REDD: Good or Bad?
“Native forests and indigenous people are not for sale.”
Evo Morales, President of Bolivia, Cochabamba
There have lots of mutterings about a mechanism called REDD (reduced emissions from deforestation and forest degradation) at the conference on Forests, Biodiversity and Indigenous People that I’m at in Penang, Malaysia But is it a good thing or a bad thing?
Chris Lang, a Brit who lives in Jakarta and runs a website called www.redd-monitor.org compares it to the famous film ‘The Good, the Bad and the Ugly.’ REDD is a financial mechanism which aims to reduce emissions from deforestation in developing countries. It is an attempt to get an agreement whereby the North pays the South not to destroy forests. On the surface, this may sound great but when you look at the detail, like Chris does, it all begins to unravel.
“It’s very popular with governments in the North as they can get carbon credits,” says Chris. So instead of making reductions themselves they just pay their way out of it. Chris continues by saying that it suits governments in the South as they can get “billions of dollars for not doing anything.”
But there is a little bit of good news. Evo Morales, hero of Latin America for being the only indigenous President in the world, responded to the complete failure of the Copenhagen talks by hosting a meeting of interested and affected parties in Cochabamba. The resulting Cochabamba Accord led to text being inserted into the REDD negotiations that supports indigenous rights and opposes industrial plantations.

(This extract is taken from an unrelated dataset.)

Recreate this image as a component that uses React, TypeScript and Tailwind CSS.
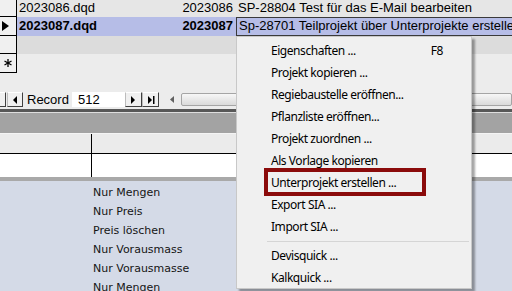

So what’s the bad in the story? Bharrat Jagdeo, President of Guyana, really likes REDD. But there’s a catch here. To qualify for REDD, a country needs to show it is suffering from deforestation and is reducing its deforestation and therefore its emissions. But Guyana doesn’t have much deforestation. So the President hired a company to write a report on what the potential impact would be if its few forests were chopped down, despite it not really happening at the moment. He’s now pretty much saying hand over the cash, or the forest that we have will go.
Norway agreed to pay Guyana $250 million, as long as the money went via the World Bank to avoid corruption. The Word Bank said there had to be safeguards in place. But both the World Bank and the Norwegian government backed down when Bharrat Jagdeo labelled this “colonialism”, and as a result this condition was deleted from the agreement. The President has already drawn up a list of projects he wants to develop with the money, with a hydropower dam top of the list, and a road
leading to it going straight through the forest the money is supposed to protect.
And last but not least, the ugly. There’s an Italian representing Papua New Guinea the REDD discussions. How can the discussions be reflective of climate justice when the North is representing the South at the negotiating table?
Deforestation in Brazil has dramatically decreased, but it happened without REDD. The Brazilian government is currently re-writing its forest code and there is a serious danger that it could be weakened. Ironically, If the government weakens the code they will get more money. Lets hope they will see sense and not be temped.